Basseterre, St. Kitts, May 18, 2016 (SKNIS): St. Kitts and Nevis continues to maintain vigilance against all vectors including the aedes aegypti mosquito which spreads the zika virus which is presently confirmed to be in several Caribbean islands.
Vectors are all disease-carrying organisms including the aedes aegypti mosquito and mice.
During opening remarks of the Workshop to Develop a Regional Network on Research and Control of Emerging Vector-Bourne Diseases in the Caribbean, being held in St. Kitts from May 17 – 20, Minister of Health, Honourable Eugene Hamilton said that “since the 1960s successive governments have invested meaningfully in improving the health of humans, animals and the environment.” He revealed that mortality due to communicable diseases is four percent which is similar to that of the wealthiest nations of the world; while death due to a vector-bourne disease is very rare to non-existent.
“Undoubtedly, the major vector issue is the endemic aedes aegyti mosquito and the evidence lies in dengue fever outbreaks occurring approximately every four years and the outbreak of chikungunya in 2014,” Minster Hamilton said. “So what about zika? I am advised that we have no confirmed cases of zika. We must therefore embrace the mission of vector prevention and control.”

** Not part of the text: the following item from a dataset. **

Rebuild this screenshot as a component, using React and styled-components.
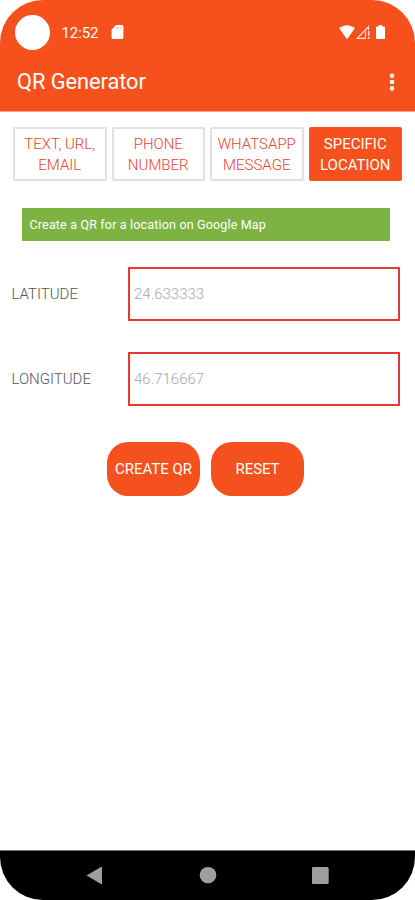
import React from "react";
import styled, { createGlobalStyle } from "styled-components";

const GlobalStyle = createGlobalStyle`
  * { box-sizing: border-box; }
  body { margin: 0; background: #fff; font-family: Roboto, sans-serif; }
  button, input { font-family: inherit; margin: 0; }
`;

const Screen = styled.div`
  width: 415px;
  height: 900px;
  display: flex;
  flex-direction: column;
  overflow: hidden;
  border-radius: 43px;
  background: #fff;
`;

const Header = styled.header`
  height: 112px;
  background: #f6511d;
  border-bottom: 1px solid #f8a48a;
  color: #fff;
`;

const StatusBar = styled.div`
  height: 56px;
  padding: 15px 28px 0 15px;
  display: flex;
  align-items: flex-start;
`;

const Camera = styled.div`
  width: 35px;
  height: 35px;
  border-radius: 50%;
  background: #fff;
`;

const Clock = styled.span`
  margin: 8px 0 0 11.5px;
  width: 49.5px;
  font-size: 15px;
  line-height: 20px;
  letter-spacing: -0.1px;
`;

const StatusIcon = styled.svg`
  display: block;
  margin-top: 10px;
`;

const StatusIcons = styled.div`
  display: flex;
  margin-left: auto;
`;

const TitleBar = styled.div`
  height: 55px;
  padding: 0 20px 3px 17px;
  display: flex;
  align-items: center;
  justify-content: space-between;
`;

const Title = styled.h1`
  margin: 0;
  font-size: 21.8px;
  line-height: 28px;
  font-weight: 400;
  letter-spacing: -0.05px;
`;

const MenuButton = styled.button`
  padding: 0;
  border: 0;
  background: none;
  display: flex;
`;

const Content = styled.main`
  flex: 1;
`;

const Tabs = styled.nav`
  margin: 15px 13px 0 13px;
  display: grid;
  grid-template-columns: repeat(4, 1fr);
  gap: 5px;
`;

const Tab = styled.button`
  height: 54px;
  padding: 1px 0 0;
  border: 2px solid ${(p) => (p.$active ? "#f6511d" : "#e2e0df")};
  border-radius: 2px;
  background: ${(p) => (p.$active ? "#f6511d" : "#fff")};
  color: ${(p) => (p.$active ? "#fff" : "#e8432f")};
  font-size: 15px;
  font-weight: ${(p) => (p.$active ? 400 : 300)};
  line-height: 21px;
  white-space: pre-line;
`;

const Banner = styled.p`
  margin: 27px 25.5px 0 22px;
  height: 33px;
  padding-left: 7.5px;
  background: #7cb342;
  color: #fff;
  font-size: 12.5px;
  line-height: 33px;
  letter-spacing: 0.17px;
`;

const Form = styled.form`
  padding: 26px 15px 0 11.5px;
`;

const Field = styled.label`
  height: 54px;
  margin-bottom: 31px;
  display: grid;
  grid-template-columns: 116px 1fr;
  align-items: center;
  color: #555;
  font-size: 15px;
  font-weight: 300;
`;

const Input = styled.input`
  width: 100%;
  height: 54px;
  padding: 0 4.5px;
  border: 2px solid #e53935;
  border-radius: 0;
  background: #fff;
  font-size: 15px;
  font-weight: 300;
  &::placeholder { color: #a8a8a8; opacity: 1; }
`;

const Actions = styled.div`
  padding: 5px 0 0 95.5px;
  display: flex;
  gap: 11px;
`;

const ActionButton = styled.button`
  width: 93px;
  height: 54px;
  padding: 0 0 1px;
  border: 0;
  border-radius: 21px;
  background: #f4511e;
  color: #fff;
  font-size: 15px;
  letter-spacing: ${(p) => p.$spacing || "-0.1px"};
`;

const NavBar = styled.footer`
  height: 50px;
  border-top: 1px solid #737373;
  background: #000;
  display: flex;
  padding: 15px 0 0 86px;
  gap: 93px;
`;

const NavIcon = styled.svg`
  width: 20px;
  height: 20px;
  fill: #9e9e9e;
`;

const tabs = [
  { text: "TEXT, URL,\nEMAIL" },
  { text: "PHONE\nNUMBER" },
  { text: "WHATSAPP\nMESSAGE" },
  { text: "SPECIFIC\nLOCATION", active: true },
];

export default function App() {
  return (
    <>
      <GlobalStyle />
      <Screen>
        <Header>
          <StatusBar>
            <Camera />
            <Clock>12:52</Clock>
            <StatusIcon width="13" height="15" viewBox="0 0 13 15">
              <path fill="#fff" d="M5 0H11Q12.4 0 12.4 1.5V12.7Q12.4 14 11 14H2Q.6 14 .6 12.7V4.7Z" />
              <path stroke="#f6511d" strokeWidth="1" d="M5.5 2.2v2.3M7.8 2.2v2.3M10 2.2v2.3" opacity=".35" />
            </StatusIcon>
            <StatusIcons>
              <StatusIcon width="49" height="15" viewBox="0 0 49 15">
                <path fill="#fff" d="M1 3.1Q9 -2.6 17 3.1L9 14.2Z" />
                <path fill="none" stroke="#ffe0d6" strokeWidth="1.2" d="M30.5 5V1.8L19.2 13.3H27.5V6.5" />
                <path stroke="#ffe0d6" strokeWidth="1.5" d="M30.7 6v4.7M30.7 12v2" />
                <path fill="#fff" d="M39 1.5h1.8V0h3.4v1.5H46q1 0 1 1V13q0 1-1 1H39q-1 0-1-1V2.5q0-1 1-1Z" />
              </StatusIcon>
            </StatusIcons>
          </StatusBar>
          <TitleBar>
            <Title>QR Generator</Title>
            <MenuButton aria-label="More options">
              <svg width="6" height="18" viewBox="0 0 6 18" fill="#fff">
                <circle cx="3" cy="2.8" r="2.3" />
                <circle cx="3" cy="9" r="2.3" />
                <circle cx="3" cy="15.4" r="2.3" />
              </svg>
            </MenuButton>
          </TitleBar>
        </Header>
        <Content>
          <Tabs>
            {tabs.map((t) => (
              <Tab key={t.text} $active={t.active}>{t.text}</Tab>
            ))}
          </Tabs>
          <Banner>Create a QR for a location on Google Map</Banner>
          <Form>
            <Field>LATITUDE<Input placeholder="24.633333" /></Field>
            <Field>LONGITUDE<Input placeholder="46.716667" /></Field>
            <Actions>
              <ActionButton type="button" $spacing="0">CREATE QR</ActionButton>
              <ActionButton type="reset">RESET</ActionButton>
            </Actions>
          </Form>
        </Content>
        <NavBar>
          <NavIcon viewBox="0 0 20 20"><path d="M.5 9.5L15 1Q16 .5 16 1.5V17.5Q16 18.5 15 18Z" /></NavIcon>
          <NavIcon viewBox="0 0 20 20"><circle cx="9" cy="9.2" r="8.3" /></NavIcon>
          <NavIcon viewBox="0 0 20 20"><rect x="-.3" y="1" width="17" height="17" rx="1.5" /></NavIcon>
        </NavBar>
      </Screen>
    </>
  );
}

The Minister of Health emphasized that while the government is willing to work with stakeholders, the overall responsibility of vector control still falls to the government, particularly where economic-earning industries such as tourism could be affected. “Addressing these health and non-health determinants or vectors is the fundamental duty of governments,” Minister Hamilton said, emphasizing that no other entity has such a combined coordination of a country’s resources.
As to the long-term strategy, it was revealed that certain plans were in place.
“The vision is maximized networking to yield the strongest possible integrated vector management,” Minister Hamilton said. “St. Kitts and Nevis’s strategic goal is to combine and inform robust inspection and enforcement with regular and effective research, surveillance and performance assessment. My government will spare no effort to strengthen integrated vector management. In doing so, we will need technical support from CARPHA (Caribbean Public Health Agency), PAHO (Pan American Health Organisation), Ross University and other partners.”
Minister Hamilton challenged Ross University to expand its laboratory in order to service the vector-control testing-requirements of several Caribbean countries.